— Begin —

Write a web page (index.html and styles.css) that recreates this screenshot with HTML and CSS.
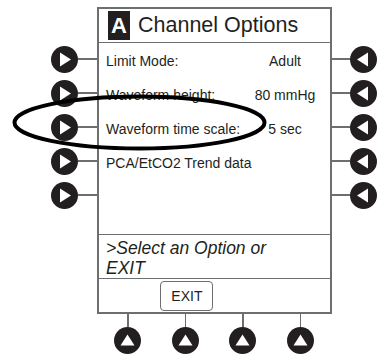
FILE: index.html
```html
<!DOCTYPE html>
<html>
<head>
    <title>Channel Options</title>
    <link rel="stylesheet" href="styles.css">
</head>
<body>
    <div class="device">
        <div class="top">
            <div class="side left">
                <div class="key"><svg class="btn" viewBox="0 0 27 27"><circle cx="13.5" cy="13.5" r="13.5"/><polygon points="9,6.5 9,20.5 20,13.5"/></svg><span class="wire"></span></div>
                <div class="key"><svg class="btn" viewBox="0 0 27 27"><circle cx="13.5" cy="13.5" r="13.5"/><polygon points="9,6.5 9,20.5 20,13.5"/></svg><span class="wire"></span></div>
                <div class="key"><svg class="btn" viewBox="0 0 27 27"><circle cx="13.5" cy="13.5" r="13.5"/><polygon points="9,6.5 9,20.5 20,13.5"/></svg><span class="wire"></span></div>
                <div class="key"><svg class="btn" viewBox="0 0 27 27"><circle cx="13.5" cy="13.5" r="13.5"/><polygon points="9,6.5 9,20.5 20,13.5"/></svg><span class="wire"></span></div>
                <div class="key"><svg class="btn" viewBox="0 0 27 27"><circle cx="13.5" cy="13.5" r="13.5"/><polygon points="9,6.5 9,20.5 20,13.5"/></svg><span class="wire"></span></div>
            </div>

            <div class="screen">
                <div class="title">
                    <span class="chan">A</span>
                    <span class="title-text">Channel Options</span>
                </div>
                <div class="options">
                    <div class="row"><span class="label">Limit Mode:</span><span class="value">Adult</span></div>
                    <div class="row"><span class="label">Waveform height:</span><span class="value">80 mmHg</span></div>
                    <div class="row"><span class="label">Waveform time scale:</span><span class="value">5 sec</span></div>
                    <div class="row"><span class="label">PCA/EtCO2 Trend data</span></div>
                    <div class="row"></div>
                </div>
                <div class="message">&gt;Select an Option or<br>EXIT</div>
                <div class="softkeys">
                    <span class="softkey"></span>
                    <span class="softkey"><button class="exit">EXIT</button></span>
                    <span class="softkey"></span>
                    <span class="softkey"></span>
                </div>
            </div>

            <div class="side right">
                <div class="key"><span class="wire"></span><svg class="btn" viewBox="0 0 27 27"><circle cx="13.5" cy="13.5" r="13.5"/><polygon points="18,6.5 18,20.5 7,13.5"/></svg></div>
                <div class="key"><span class="wire"></span><svg class="btn" viewBox="0 0 27 27"><circle cx="13.5" cy="13.5" r="13.5"/><polygon points="18,6.5 18,20.5 7,13.5"/></svg></div>
                <div class="key"><span class="wire"></span><svg class="btn" viewBox="0 0 27 27"><circle cx="13.5" cy="13.5" r="13.5"/><polygon points="18,6.5 18,20.5 7,13.5"/></svg></div>
                <div class="key"><span class="wire"></span><svg class="btn" viewBox="0 0 27 27"><circle cx="13.5" cy="13.5" r="13.5"/><polygon points="18,6.5 18,20.5 7,13.5"/></svg></div>
                <div class="key"><span class="wire"></span><svg class="btn" viewBox="0 0 27 27"><circle cx="13.5" cy="13.5" r="13.5"/><polygon points="18,6.5 18,20.5 7,13.5"/></svg></div>
            </div>
        </div>

        <div class="bottom">
            <div class="bkey"><span class="vwire"></span><svg class="btn" viewBox="0 0 27 27"><circle cx="13.5" cy="13.5" r="13.5"/><polygon points="6.5,18.5 20.5,18.5 13.5,7.5"/></svg></div>
            <div class="bkey"><span class="vwire"></span><svg class="btn" viewBox="0 0 27 27"><circle cx="13.5" cy="13.5" r="13.5"/><polygon points="6.5,18.5 20.5,18.5 13.5,7.5"/></svg></div>
            <div class="bkey"><span class="vwire"></span><svg class="btn" viewBox="0 0 27 27"><circle cx="13.5" cy="13.5" r="13.5"/><polygon points="6.5,18.5 20.5,18.5 13.5,7.5"/></svg></div>
            <div class="bkey"><span class="vwire"></span><svg class="btn" viewBox="0 0 27 27"><circle cx="13.5" cy="13.5" r="13.5"/><polygon points="6.5,18.5 20.5,18.5 13.5,7.5"/></svg></div>
        </div>

        <!-- callout ring round the time scale option -->
        <svg class="ring" viewBox="0 0 377 354"><ellipse cx="139.5" cy="122.5" rx="125" ry="26"/></svg>
    </div>
</body>
</html>
```

FILE: styles.css
```css
body {
    margin: 0;
    background-color: #ffffff;
    font-family: "Liberation Sans", Arial, sans-serif;
    color: #231f20;
}
.device {
    position: relative;
    width: 377px;
    height: 354px;
    overflow: hidden;
}
.top {
    display: flex;
    padding-top: 7px;
}
.side {
    display: flex;
    flex-direction: column;
    padding-top: 35px;
}
.side.left {
    width: 97px;
    padding-left: 51px;
    box-sizing: border-box;
}
.side.right {
    width: 45px;
}
.key {
    display: flex;
    align-items: center;
    height: 34px;
}
.wire {
    flex: 1;
    height: 1.5px;
    background-color: #6d6e70;
}
.btn {
    width: 27px;
    height: 27px;
    flex: none;
}
.btn circle {
    fill: #231f20;
}
.btn polygon {
    fill: #ffffff;
}
.screen {
    width: 235px;
    height: 307px;
    box-sizing: border-box;
    border: 2px solid #6d6e70;
    display: flex;
    flex-direction: column;
}
.title {
    height: 33px;
    border-bottom: 1.5px solid #6d6e70;
    display: flex;
    align-items: center;
    padding-left: 9px;
}
.chan {
    width: 22px;
    height: 29px;
    background-color: #231f20;
    color: #ffffff;
    font-weight: bold;
    font-size: 22px;
    line-height: 29px;
    text-align: center;
}
.title-text {
    font-size: 21.5px;
    margin-left: 8px;
}
.options {
    height: 191px;
    border-bottom: 1.5px solid #6d6e70;
}
.row {
    height: 34px;
    display: flex;
    align-items: center;
    padding: 2px 6px 0 7px;
    box-sizing: border-box;
    font-size: 14px;
}
.label {
    flex: 1;
}
.value {
    width: 78px;
    text-align: center;
}
.message {
    height: 44px;
    border-bottom: 1.5px solid #6d6e70;
    padding: 3px 0 0 7px;
    box-sizing: border-box;
    font-size: 17.5px;
    font-style: italic;
    line-height: 20px;
}
.softkeys {
    flex: 1;
    display: flex;
    padding-left: 2px;
}
.softkey {
    width: 57.5px;
    display: flex;
    justify-content: center;
    align-items: center;
}
.exit {
    width: 53px;
    height: 30px;
    margin-top: 1px;
    border: 1.5px solid #6d6e70;
    border-radius: 4px;
    background-color: #ffffff;
    font-family: "Liberation Sans", Arial, sans-serif;
    font-size: 14px;
    color: #231f20;
    padding: 0;
}
.bottom {
    display: flex;
    margin-left: 99px;
}
.bkey {
    width: 57.5px;
    display: flex;
    flex-direction: column;
    align-items: center;
}
.vwire {
    width: 1.5px;
    height: 13px;
    background-color: #6d6e70;
}
.ring {
    position: absolute;
    left: 0;
    top: 0;
    width: 377px;
    height: 354px;
}
.ring ellipse {
    fill: none;
    stroke: #000000;
    stroke-width: 4;
}
```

— End —

[YOUR GOAL] Select all lines in the listing that include the word "index".

[THE RESPONSE]
Write a web page (index.html and styles.css) that recreates this screenshot with HTML and CSS.
FILE: index.html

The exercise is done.